— Start GIVEN MATERIAL —

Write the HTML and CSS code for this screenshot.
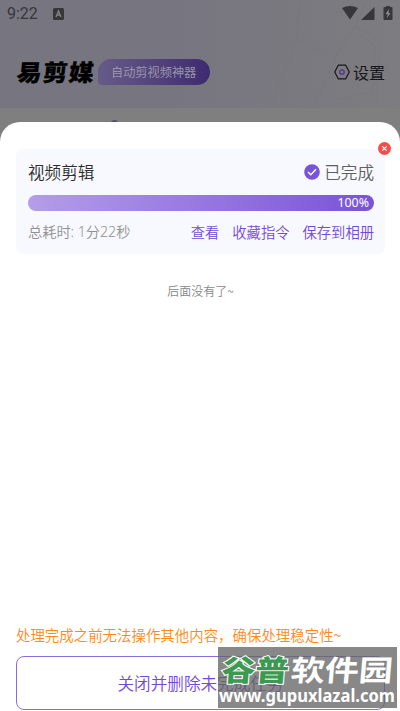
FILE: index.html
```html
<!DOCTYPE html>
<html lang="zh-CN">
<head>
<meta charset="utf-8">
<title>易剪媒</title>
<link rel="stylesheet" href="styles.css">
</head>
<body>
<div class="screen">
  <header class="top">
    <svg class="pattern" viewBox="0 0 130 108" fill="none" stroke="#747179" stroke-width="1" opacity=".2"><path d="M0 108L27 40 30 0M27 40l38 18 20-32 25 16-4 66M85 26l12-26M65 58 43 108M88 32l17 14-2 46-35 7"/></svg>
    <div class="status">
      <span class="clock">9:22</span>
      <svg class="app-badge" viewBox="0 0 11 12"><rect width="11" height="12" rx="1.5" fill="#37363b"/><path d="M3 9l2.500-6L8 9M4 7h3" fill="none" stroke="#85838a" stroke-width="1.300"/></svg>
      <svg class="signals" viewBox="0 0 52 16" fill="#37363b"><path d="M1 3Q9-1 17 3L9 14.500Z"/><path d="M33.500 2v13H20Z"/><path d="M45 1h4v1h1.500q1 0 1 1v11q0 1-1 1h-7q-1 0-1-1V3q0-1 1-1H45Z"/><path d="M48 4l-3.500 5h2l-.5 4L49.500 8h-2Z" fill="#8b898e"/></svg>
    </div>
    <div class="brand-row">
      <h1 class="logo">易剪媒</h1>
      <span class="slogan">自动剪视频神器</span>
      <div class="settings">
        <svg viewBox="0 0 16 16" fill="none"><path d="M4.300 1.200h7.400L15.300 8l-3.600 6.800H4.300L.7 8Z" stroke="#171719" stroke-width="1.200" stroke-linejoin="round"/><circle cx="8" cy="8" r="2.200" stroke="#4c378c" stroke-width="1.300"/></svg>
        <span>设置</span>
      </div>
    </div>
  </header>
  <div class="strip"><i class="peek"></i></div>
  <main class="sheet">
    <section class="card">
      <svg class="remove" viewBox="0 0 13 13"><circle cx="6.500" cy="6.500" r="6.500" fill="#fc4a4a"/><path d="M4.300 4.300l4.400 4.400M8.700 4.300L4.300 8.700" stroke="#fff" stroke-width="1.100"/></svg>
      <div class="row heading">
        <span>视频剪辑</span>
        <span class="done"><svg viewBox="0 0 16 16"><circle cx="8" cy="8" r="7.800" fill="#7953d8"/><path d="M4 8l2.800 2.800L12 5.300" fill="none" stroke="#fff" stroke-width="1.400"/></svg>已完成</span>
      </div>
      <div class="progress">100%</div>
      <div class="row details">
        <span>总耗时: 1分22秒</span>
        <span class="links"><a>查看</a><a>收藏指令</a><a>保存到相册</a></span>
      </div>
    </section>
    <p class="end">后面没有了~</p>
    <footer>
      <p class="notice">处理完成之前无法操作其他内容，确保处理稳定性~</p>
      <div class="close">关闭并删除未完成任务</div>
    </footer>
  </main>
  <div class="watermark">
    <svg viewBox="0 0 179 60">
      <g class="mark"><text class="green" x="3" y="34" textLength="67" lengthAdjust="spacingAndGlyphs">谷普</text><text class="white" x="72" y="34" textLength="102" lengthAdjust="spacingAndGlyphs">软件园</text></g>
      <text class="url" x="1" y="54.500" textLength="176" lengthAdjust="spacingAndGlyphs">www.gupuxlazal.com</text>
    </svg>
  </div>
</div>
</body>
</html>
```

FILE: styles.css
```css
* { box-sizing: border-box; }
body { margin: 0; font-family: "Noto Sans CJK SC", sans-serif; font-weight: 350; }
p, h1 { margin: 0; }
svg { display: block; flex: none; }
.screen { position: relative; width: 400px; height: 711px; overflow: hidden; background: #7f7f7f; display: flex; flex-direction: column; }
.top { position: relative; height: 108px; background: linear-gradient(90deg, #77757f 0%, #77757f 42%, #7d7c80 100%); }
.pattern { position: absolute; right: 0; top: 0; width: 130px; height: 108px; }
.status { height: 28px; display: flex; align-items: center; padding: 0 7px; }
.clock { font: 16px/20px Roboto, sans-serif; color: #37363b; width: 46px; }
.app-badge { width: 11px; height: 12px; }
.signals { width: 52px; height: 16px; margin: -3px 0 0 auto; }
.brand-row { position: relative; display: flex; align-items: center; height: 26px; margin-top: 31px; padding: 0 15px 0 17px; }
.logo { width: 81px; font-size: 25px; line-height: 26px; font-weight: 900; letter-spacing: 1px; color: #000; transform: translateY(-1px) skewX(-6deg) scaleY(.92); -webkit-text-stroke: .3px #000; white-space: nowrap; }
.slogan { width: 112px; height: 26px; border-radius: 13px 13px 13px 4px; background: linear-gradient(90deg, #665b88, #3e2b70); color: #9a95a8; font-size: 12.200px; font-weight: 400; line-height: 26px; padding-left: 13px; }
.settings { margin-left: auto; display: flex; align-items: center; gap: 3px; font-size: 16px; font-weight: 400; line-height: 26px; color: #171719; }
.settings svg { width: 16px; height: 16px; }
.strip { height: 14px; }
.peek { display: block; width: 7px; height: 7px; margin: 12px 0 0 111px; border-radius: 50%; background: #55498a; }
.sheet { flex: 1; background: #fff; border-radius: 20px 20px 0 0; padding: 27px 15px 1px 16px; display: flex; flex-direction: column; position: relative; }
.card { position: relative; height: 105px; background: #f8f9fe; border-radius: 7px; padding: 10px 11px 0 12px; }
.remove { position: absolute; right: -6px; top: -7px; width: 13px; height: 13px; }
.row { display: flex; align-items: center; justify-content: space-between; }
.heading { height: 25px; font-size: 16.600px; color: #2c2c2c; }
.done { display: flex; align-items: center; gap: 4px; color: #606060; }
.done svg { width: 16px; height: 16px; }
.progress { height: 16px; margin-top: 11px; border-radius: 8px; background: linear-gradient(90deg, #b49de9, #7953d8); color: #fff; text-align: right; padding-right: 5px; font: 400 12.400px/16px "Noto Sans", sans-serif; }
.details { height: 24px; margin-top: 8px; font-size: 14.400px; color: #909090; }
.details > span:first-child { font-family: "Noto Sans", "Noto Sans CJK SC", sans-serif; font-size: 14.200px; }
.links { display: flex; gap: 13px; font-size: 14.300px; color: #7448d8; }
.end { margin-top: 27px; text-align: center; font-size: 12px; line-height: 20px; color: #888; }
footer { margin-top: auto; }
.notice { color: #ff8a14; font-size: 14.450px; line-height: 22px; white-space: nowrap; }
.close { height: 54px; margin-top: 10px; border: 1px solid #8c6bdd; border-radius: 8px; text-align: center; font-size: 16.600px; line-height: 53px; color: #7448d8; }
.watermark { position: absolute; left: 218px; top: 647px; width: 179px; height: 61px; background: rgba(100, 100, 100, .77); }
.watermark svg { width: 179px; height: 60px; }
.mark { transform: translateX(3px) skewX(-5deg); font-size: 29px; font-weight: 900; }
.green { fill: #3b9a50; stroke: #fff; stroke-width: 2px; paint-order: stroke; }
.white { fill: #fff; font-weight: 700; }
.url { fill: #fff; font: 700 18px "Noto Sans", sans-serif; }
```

— End GIVEN MATERIAL —

- EXERCISE GOAL: Working from the material above, transcribe it exactly while omitting pictures.

- CORRECT RESULT:
Write the HTML and CSS code for this screenshot.
FILE: index.html
```html
<!DOCTYPE html>
<html lang="zh-CN">
<head>
<meta charset="utf-8">
<title>易剪媒</title>
<link rel="stylesheet" href="styles.css">
</head>
<body>
<div class="screen">
  <header class="top">
    <svg class="pattern" viewBox="0 0 130 108" fill="none" stroke="#747179" stroke-width="1" opacity=".2"><path d="M0 108L27 40 30 0M27 40l38 18 20-32 25 16-4 66M85 26l12-26M65 58 43 108M88 32l17 14-2 46-35 7"/></svg>
    <div class="status">
      <span class="clock">9:22</span>
      <svg class="app-badge" viewBox="0 0 11 12"><rect width="11" height="12" rx="1.5" fill="#37363b"/><path d="M3 9l2.500-6L8 9M4 7h3" fill="none" stroke="#85838a" stroke-width="1.300"/></svg>
      <svg class="signals" viewBox="0 0 52 16" fill="#37363b"><path d="M1 3Q9-1 17 3L9 14.500Z"/><path d="M33.500 2v13H20Z"/><path d="M45 1h4v1h1.500q1 0 1 1v11q0 1-1 1h-7q-1 0-1-1V3q0-1 1-1H45Z"/><path d="M48 4l-3.500 5h2l-.5 4L49.500 8h-2Z" fill="#8b898e"/></svg>
    </div>
    <div class="brand-row">
      <h1 class="logo">易剪媒</h1>
      <span class="slogan">自动剪视频神器</span>
      <div class="settings">
        <svg viewBox="0 0 16 16" fill="none"><path d="M4.300 1.200h7.400L15.300 8l-3.600 6.800H4.300L.7 8Z" stroke="#171719" stroke-width="1.200" stroke-linejoin="round"/><circle cx="8" cy="8" r="2.200" stroke="#4c378c" stroke-width="1.300"/></svg>
        <span>设置</span>
      </div>
    </div>
  </header>
  <div class="strip"><i class="peek"></i></div>
  <main class="sheet">
    <section class="card">
      <svg class="remove" viewBox="0 0 13 13"><circle cx="6.500" cy="6.500" r="6.500" fill="#fc4a4a"/><path d="M4.300 4.300l4.400 4.400M8.700 4.300L4.300 8.700" stroke="#fff" stroke-width="1.100"/></svg>
      <div class="row heading">
        <span>视频剪辑</span>
        <span class="done"><svg viewBox="0 0 16 16"><circle cx="8" cy="8" r="7.800" fill="#7953d8"/><path d="M4 8l2.800 2.800L12 5.300" fill="none" stroke="#fff" stroke-width="1.400"/></svg>已完成</span>
      </div>
      <div class="progress">100%</div>
      <div class="row details">
        <span>总耗时: 1分22秒</span>
        <span class="links"><a>查看</a><a>收藏指令</a><a>保存到相册</a></span>
      </div>
    </section>
    <p class="end">后面没有了~</p>
    <footer>
      <p class="notice">处理完成之前无法操作其他内容，确保处理稳定性~</p>
      <div class="close">关闭并删除未完成任务</div>
    </footer>
  </main>
  <div class="watermark">
    <svg viewBox="0 0 179 60">
      <g class="mark"><text class="green" x="3" y="34" textLength="67" lengthAdjust="spacingAndGlyphs">谷普</text><text class="white" x="72" y="34" textLength="102" lengthAdjust="spacingAndGlyphs">软件园</text></g>
      <text class="url" x="1" y="54.500" textLength="176" lengthAdjust="spacingAndGlyphs">www.gupuxlazal.com</text>
    </svg>
  </div>
</div>
</body>
</html>
```

FILE: styles.css
```css
* { box-sizing: border-box; }
body { margin: 0; font-family: "Noto Sans CJK SC", sans-serif; font-weight: 350; }
p, h1 { margin: 0; }
svg { display: block; flex: none; }
.screen { position: relative; width: 400px; height: 711px; overflow: hidden; background: #7f7f7f; display: flex; flex-direction: column; }
.top { position: relative; height: 108px; background: linear-gradient(90deg, #77757f 0%, #77757f 42%, #7d7c80 100%); }
.pattern { position: absolute; right: 0; top: 0; width: 130px; height: 108px; }
.status { height: 28px; display: flex; align-items: center; padding: 0 7px; }
.clock { font: 16px/20px Roboto, sans-serif; color: #37363b; width: 46px; }
.app-badge { width: 11px; height: 12px; }
.signals { width: 52px; height: 16px; margin: -3px 0 0 auto; }
.brand-row { position: relative; display: flex; align-items: center; height: 26px; margin-top: 31px; padding: 0 15px 0 17px; }
.logo { width: 81px; font-size: 25px; line-height: 26px; font-weight: 900; letter-spacing: 1px; color: #000; transform: translateY(-1px) skewX(-6deg) scaleY(.92); -webkit-text-stroke: .3px #000; white-space: nowrap; }
.slogan { width: 112px; height: 26px; border-radius: 13px 13px 13px 4px; background: linear-gradient(90deg, #665b88, #3e2b70); color: #9a95a8; font-size: 12.200px; font-weight: 400; line-height: 26px; padding-left: 13px; }
.settings { margin-left: auto; display: flex; align-items: center; gap: 3px; font-size: 16px; font-weight: 400; line-height: 26px; color: #171719; }
.settings svg { width: 16px; height: 16px; }
.strip { height: 14px; }
.peek { display: block; width: 7px; height: 7px; margin: 12px 0 0 111px; border-radius: 50%; background: #55498a; }
.sheet { flex: 1; background: #fff; border-radius: 20px 20px 0 0; padding: 27px 15px 1px 16px; display: flex; flex-direction: column; position: relative; }
.card { position: relative; height: 105px; background: #f8f9fe; border-radius: 7px; padding: 10px 11px 0 12px; }
.remove { position: absolute; right: -6px; top: -7px; width: 13px; height: 13px; }
.row { display: flex; align-items: center; justify-content: space-between; }
.heading { height: 25px; font-size: 16.600px; color: #2c2c2c; }
.done { display: flex; align-items: center; gap: 4px; color: #606060; }
.done svg { width: 16px; height: 16px; }
.progress { height: 16px; margin-top: 11px; border-radius: 8px; background: linear-gradient(90deg, #b49de9, #7953d8); color: #fff; text-align: right; padding-right: 5px; font: 400 12.400px/16px "Noto Sans", sans-serif; }
.details { height: 24px; margin-top: 8px; font-size: 14.400px; color: #909090; }
.details > span:first-child { font-family: "Noto Sans", "Noto Sans CJK SC", sans-serif; font-size: 14.200px; }
.links { display: flex; gap: 13px; font-size: 14.300px; color: #7448d8; }
.end { margin-top: 27px; text-align: center; font-size: 12px; line-height: 20px; color: #888; }
footer { margin-top: auto; }
.notice { color: #ff8a14; font-size: 14.450px; line-height: 22px; white-space: nowrap; }
.close { height: 54px; margin-top: 10px; border: 1px solid #8c6bdd; border-radius: 8px; text-align: center; font-size: 16.600px; line-height: 53px; color: #7448d8; }
.watermark { position: absolute; left: 218px; top: 647px; width: 179px; height: 61px; background: rgba(100, 100, 100, .77); }
.watermark svg { width: 179px; height: 60px; }
.mark { transform: translateX(3px) skewX(-5deg); font-size: 29px; font-weight: 900; }
.green { fill: #3b9a50; stroke: #fff; stroke-width: 2px; paint-order: stroke; }
.white { fill: #fff; font-weight: 700; }
.url { fill: #fff; font: 700 18px "Noto Sans", sans-serif; }
```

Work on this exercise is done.